Sunday, May 27, 2007

What's new?

Wow. It's over. The months and weeks and days leading up to the Festival are now a thing of the past.

I was involved in something incredibly big and wonderful.

I saw some fabulous shows. If you ever get the chance, do not miss Teatro Hugo & Ines from Peru. Or the Vietnamese Water Puppets (oh! a video!) Or Big Nazo.

I survived Ginger.

I think I gave myself an ulcer.

What have you been up to?

Friday, May 11, 2007

My Adventures with "Ginger"

I know, I know. I've not been very faithful in either writing or reading blogs lately. I've been busy, doing the Children's Festival, and the Farmers' Market started, and...

Ah, you don't want to read the boring stuff. You're here for the absurd.

I found the Children's Festival a new sponsor this year -- a nice, tasty bundle of money, and some volunteer t-shirts. Our contract with them states that we will have final approval on the t-shirt design, and they would have an activity tent on our field where they could, discreetly, hand out their brochure to interested adults.

Now, this is an Arts festival. The marriage of Commerce to the Arts has always been sketchy, but this company wants to recruit staff, and their product is perfectly suited to doing something fun & educational for the kiddies -- an ideal way to showcase themselves.

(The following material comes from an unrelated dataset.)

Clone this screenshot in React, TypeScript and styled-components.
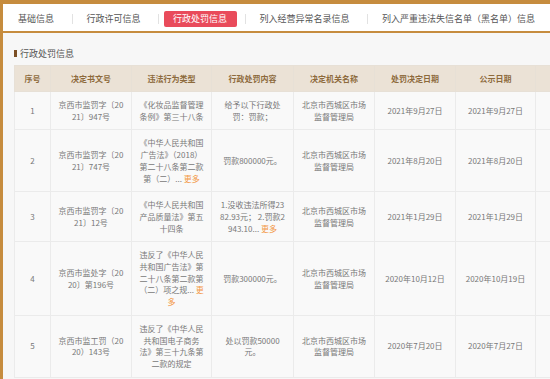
import { Fragment } from "react";
import styled, { createGlobalStyle } from "styled-components";

const GlobalStyle = createGlobalStyle`
  html, body {
    margin: 0;
    padding: 0;
    overflow: hidden;
    background: #f7f7f7;
  }
  body {
    font-family: "Noto Sans CJK SC", "Noto Sans", sans-serif;
  }
`;

const Page = styled.div`
  width: 900px;
  height: 379px;
  border-top: 4px solid #c68c3e;
  border-left: 3px solid #c68c3e;
  background: #f7f7f7;
`;
const Nav = styled.div`
  height: 29px;
  background: #fff;
  border-bottom: 2px solid #c68c3e;
  display: flex;
  align-items: center;
  padding: 2px 0 0 5.5px;
  box-sizing: border-box;
`;
const Tab = styled.div<{ $active?: boolean }>`
  height: 16px;
  line-height: 16px;
  padding: 0 9.5px;
  font-size: 9px;
  border-radius: 2px;
  white-space: nowrap;
  color: ${(p) => (p.$active ? "#fff" : "#555")};
  background: ${(p) => (p.$active ? "#e94b5b" : "transparent")};
`;
const Sep = styled.div`
  width: 1px;
  height: 10px;
  background: #e2e2e2;
  margin: 0 4.5px 0 8px;
`;
const Content = styled.div`
  padding: 13px 0 0 11px;
`;
const Heading = styled.div`
  display: flex;
  align-items: center;
  height: 15px;
  margin-bottom: 4px;
  font-size: 9px;
  color: #555;
  &::before {
    content: "";
    width: 2.5px;
    height: 7.5px;
    background: #7b4f25;
    margin-right: 3.5px;
  }
`;
const Table = styled.table`
  border-collapse: collapse;
  table-layout: fixed;
  width: 601px;
  font-size: 8px;
`;
const Th = styled.th`
  height: 25px;
  padding: 0;
  background: #ebe2d6;
  color: #8d6a3c;
  font-weight: bold;
  border: 1px solid #e7e0d6;
  text-align: center;
`;
const Td = styled.td`
  padding: 7px 6px;
  line-height: 11.7px;
  color: #787878;
  text-align: center;
  white-space: pre-line;
  border: 1px solid #ebebeb;
  background: #f9f9f9;
`;
const More = styled.span`
  color: #f39a4a;
  cursor: pointer;
`;

const cols = [36, 81, 80, 82, 81, 81, 80, 80];
const headers = ["序号", "决定书文号", "违法行为类型", "行政处罚内容", "决定机关名称", "处罚决定日期", "公示日期", ""];

type Cell = string | { text: string; more: string };
const rows: Cell[][] = [
  ["1", "京西市监罚字〔20\n21〕947号", "《化妆品监督管理\n条例》第三十八条", "给予以下行政处\n罚：罚款；", "北京市西城区市场\n监督管理局", "2021年9月27日", "2021年9月27日", ""],
  ["2", "京西市监罚字〔20\n21〕747号", { text: "《中华人民共和国\n广告法》（2018）\n第二十八条第二款\n第（二）... ", more: "更多" }, "罚款800000元。", "北京市西城区市场\n监督管理局", "2021年8月20日", "2021年8月20日", ""],
  ["3", "京西市监罚字〔20\n21〕12号", "《中华人民共和国\n产品质量法》第五\n十四条", { text: "1.没收违法所得23\n82.93元；  2.罚款2\n943.10... ", more: "更多" }, "北京市西城区市场\n监督管理局", "2021年1月29日", "2021年1月29日", ""],
  ["4", "京西市监处字〔20\n20〕第196号", { text: "违反了《中华人民\n共和国广告法》第\n二十八条第二款第\n（二）项之规... ", more: "更\n多" }, "罚款300000元。", "北京市西城区市场\n监督管理局", "2020年10月12日", "2020年10月19日", ""],
  ["5", "京西市监工罚（20\n20）143号", "违反了《中华人民\n共和国电子商务\n法》第三十九条第\n二款的规定", "处以罚款50000\n元。", "北京市西城区市场\n监督管理局", "2020年7月20日", "2020年7月27日", ""],
];

const tabs = ["基础信息", "行政许可信息", "行政处罚信息", "列入经营异常名录信息", "列入严重违法失信名单（黑名单）信息"];

export default function App() {
  return (
    <>
      <GlobalStyle />
      <Page>
        <Nav>
          {tabs.map((t, i) => (
            <Fragment key={t}>
              {i > 0 && <Sep />}
              <Tab $active={i === 2}>{t}</Tab>
            </Fragment>
          ))}
        </Nav>
        <Content>
          <Heading>行政处罚信息</Heading>
          <Table>
            <colgroup>
              {cols.map((w, i) => (
                <col key={i} style={{ width: w }} />
              ))}
            </colgroup>
            <thead>
              <tr>
                {headers.map((h, i) => (
                  <Th key={i}>{h}</Th>
                ))}
              </tr>
            </thead>
            <tbody>
              {rows.map((r, i) => (
                <tr key={i}>
                  {r.map((c, j) => (
                    <Td key={j}>
                      {typeof c === "string" ? c : (
                        <>
                          {c.text}
                          <More>{c.more}</More>
                        </>
                      )}
                    </Td>
                  ))}
                </tr>
              ))}
            </tbody>
          </Table>
        </Content>
      </Page>
    </>
  );
}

Now, I'm dealing with the big man's executive assistant, who we will call "Ginger". She asks for our logo, and off she goes -- getting the t-shirt designed. First design: 'volunteer' on the sleeves, and a big "We're Hiring" on the back.

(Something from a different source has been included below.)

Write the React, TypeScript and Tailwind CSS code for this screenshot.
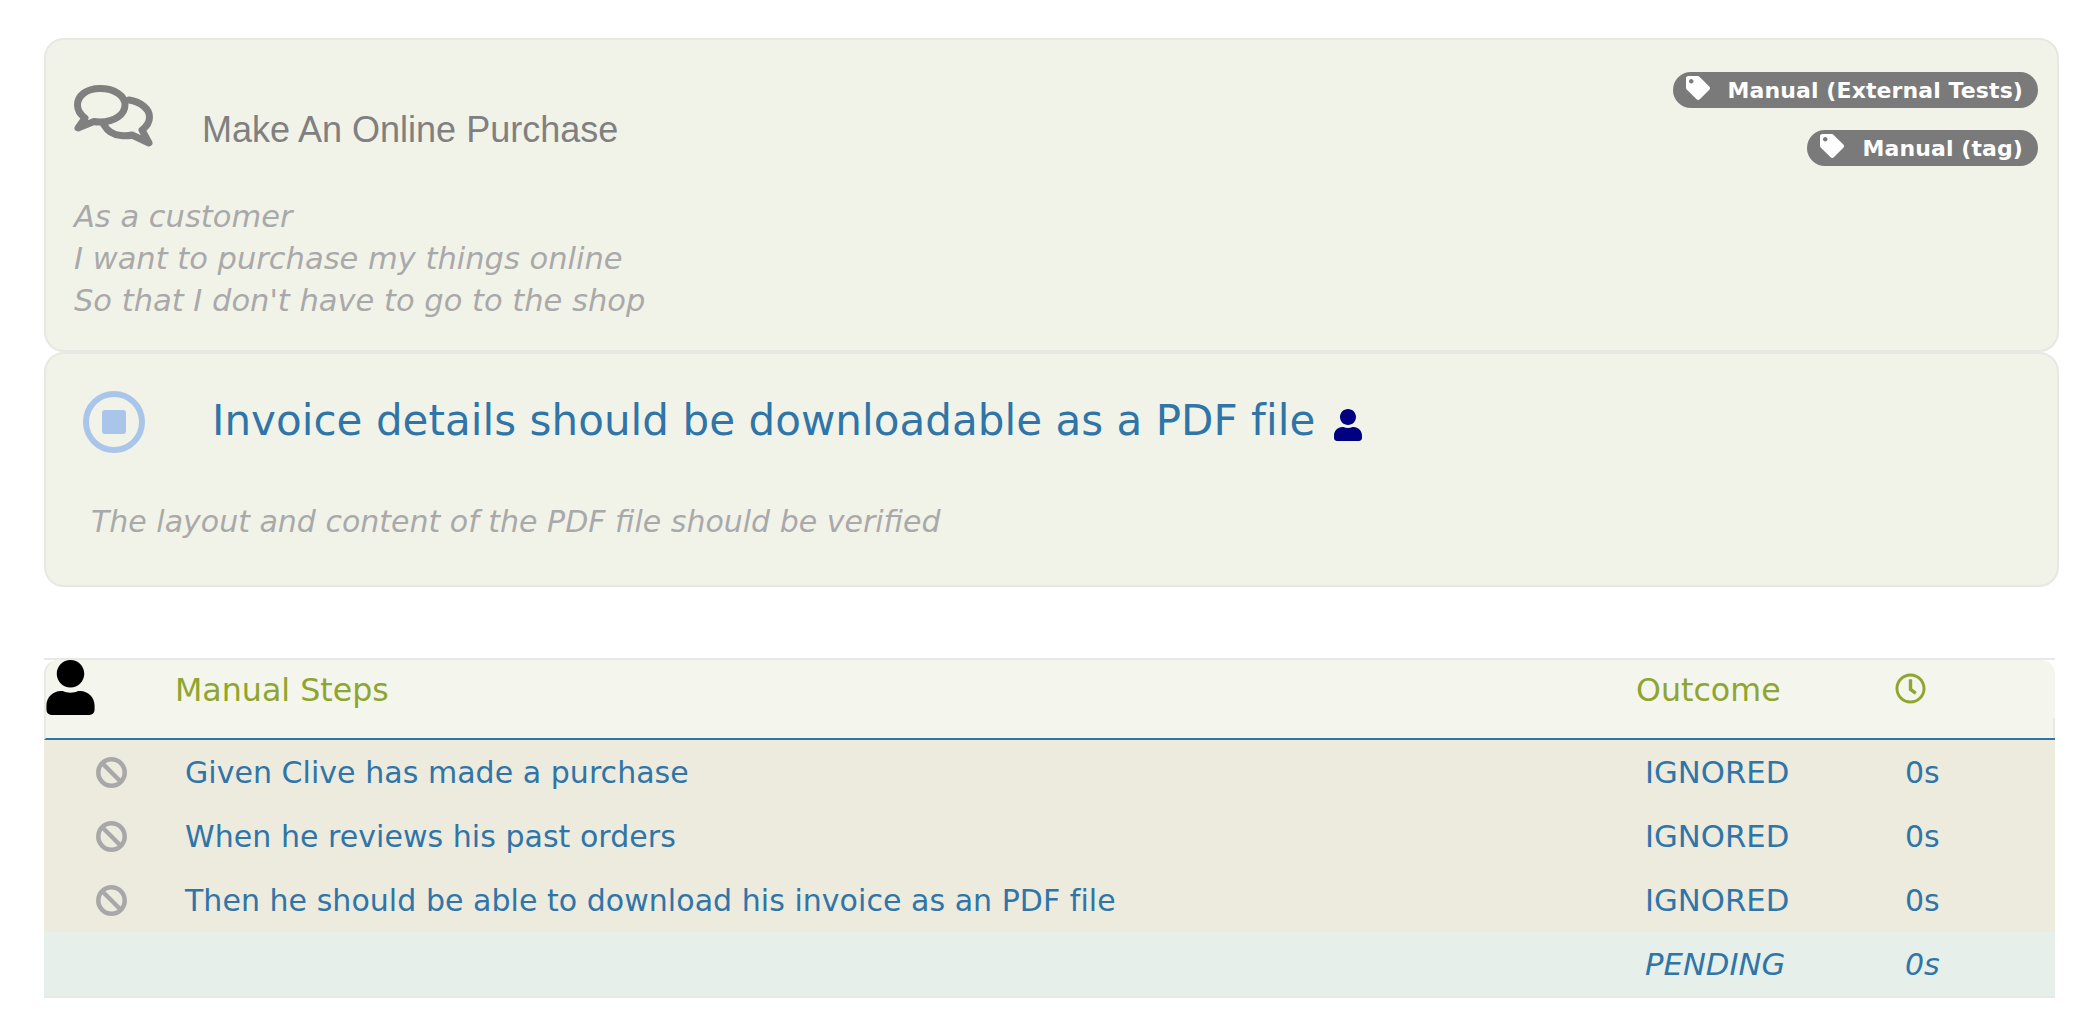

Uh, no. "Put your logo on the sleeve," I suggest, because that's what's usually done. "Oh, that's too expensive," says Ginger ("Oh," I think to myself, "now she thinks I'm stoopid.") "so we'll do this."
Our company presents
345-6789
www.heresourwebsite.com

On the back of the t-shirt, under the big word "Volunteer."

Uh, no. I email her back, saying "What are you presenting? The Festival? People will think that's the Festival number. How about this?"

Our Company
www.heresourwebsite.com

"Oh, sorry," Ginger writes back, "the t-shirts just had to go to print. It's done."

I grit my teeth, write an email of official disappointment (stating as obliquely as I can that a publishing company should understand the words "final approval" in a contract), and think "Okay, let's make sure she doesn't screw up their activity on the field."

A month ago, when I first got into contact with Ginger, I sent her a looong email, filled with ideas of how they could use their area of expertise on the activities field, to meaningfully engage the kids, and thus impress and hopefully intrigue the adults. I even titled the email "Your Company's Presence at the Festival" or some such.

THEN, over 3 in-person meetings with Ginger, I gave her these ideas again. Her concern was that the kids wouldn't come in without a contest or something. "Ginger," I said patiently, "This is an Arts festival, we cannot have it turn into a carnival. Why don't you bring in a basketball hoop to draw the kids in, as there's no other sports stuff on the field. BUT, this can't be all you do, because we are an ARTS festival, so you could...."

So yesterday, after the whole t-shirt debacle, I sent her a simple email saying "So, what are your plans for the Activities field?"

Her reply? "Other than the baskeball hoop you suggested?????" [I lie not about the 5 question marks. Oh, how I wish I did!]


So, my question to you, my loyal readers is three-fold:

Is she being deliberately obstructive?

And if she is, is she doing it on her own or with the big boss' approval?

Or, is she really just that stupid?

Thanks,

Lori

Wednesday, May 02, 2007

One day in a Chinese restaurant...

...my cousin was eating dinner with my mom, me and a couple of my nephews. It came time to open the fortune cookies, and he introduced me (us) to the practice of ending each fortune cookie with "in bed!".

If you've never tried it, you're missing out.

Yesterday, my friend and I went for Chinese food. [We were looking for sushi, ended up with greasy Chinese...imagine our stomachs' disappointment!]

Our cookies:

"You will soon be the centre of attention -- in bed!"

"The world will soon be ready to receive your talents -- in bed!"